Linear programming: The exposition is conventional. We included this material only because of its popularity amongst the instructors of this course and because of its importance as a tool of applied mathematics.
Symmetry: Contrary to common practice in books for this audience, we have added three-dimensional symmetry to the standard two-dimensional material. This makes possible visual/calculational problems that have just the right level of difficulty. It also provides a context for recounting to them the mysterious tale of Monstrous Moonshine the story of the classification of the finite simple groups, MONSTER, and the mysterious connections with non-Euclidean geometry.
Map colorings: The study of map colorings passed on two surprisingly difficult problems. While both were solved a century later, both could be considered genuinely difficult problems since their proofs were long and subsequently no shorter proofs have emerged. The Four Color surely holds the distinction of producing more false proofs than any other. However, we have chosen to expound on the resolution of the Ringel-Youngs Theorem for no other reason than the exotic nature of its proof.
The evolution of the normal distribution: It is arguable that the normal distribution, otherwise known as the bell-shaped curve, has as many users as do Newtons Three Laws. An examination of its history reveals much about the way scientists go about their business.
Chapter 1
Probability
Animal astragali bones used for gambling have been found in graves that are thousands of years old. These archaeological artifacts indicate that the interest in the likelihood of events goes back to antiquity.

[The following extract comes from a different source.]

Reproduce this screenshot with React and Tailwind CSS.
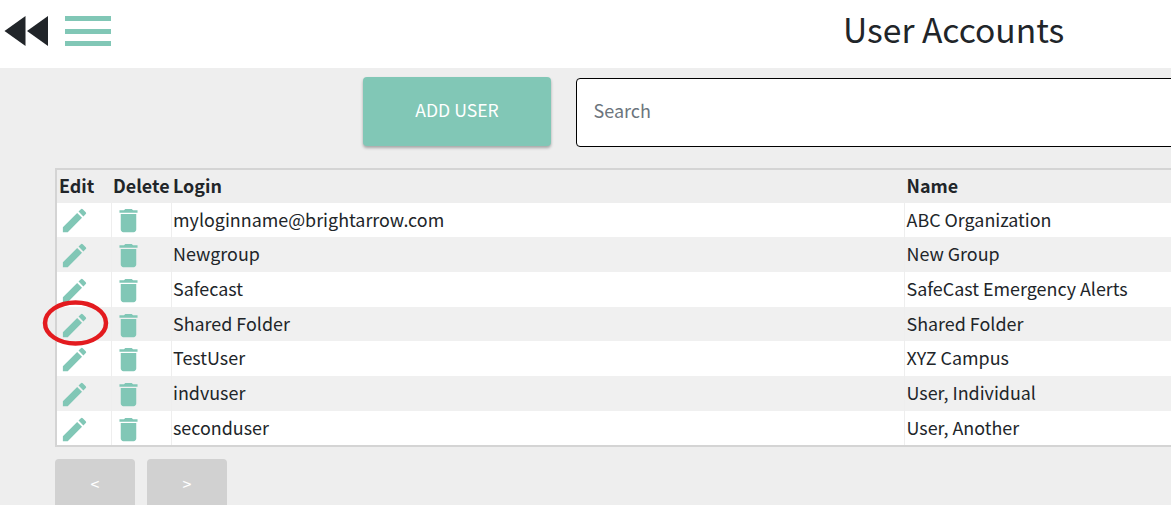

Probability, which is the quantification of the informal notion of likelihood, dates back only as far as the Italian Renaissance. Subjective and objective notions of probability are discussed and some formal properties of the latter are stated. These are applied to the derivation of the probabilities of compound events. The normal curve is introduced as a computational aid.
1.1The Quantification of Likelihood
It is often said that the only certain things in life are death and taxes. Most other aspects of life and the universe have some uncertainty attached to them: although the sun is practically certain to rise tomorrow, it is known that some day it will fail to do so; on the next July Fourth the temperature in Kansas City may top 85F; the Dow Jones index may rise tomorrow; a woman may be elected as president in the next U.S. presidential election. All readers will agree that these events have been listed in decreasing order of likelihood and this consensus indicates that the ephemeral quality of likelihood should in fact be quantifiable. Such quantifications were first phrased in terms of ones willingness to risk stakes in betting on such uncertain events, i.e., as odds. This, however, was too subjective a procedure for scientific purposes and eventually an objective set of rules were laid down which serve as an objective definition of probability.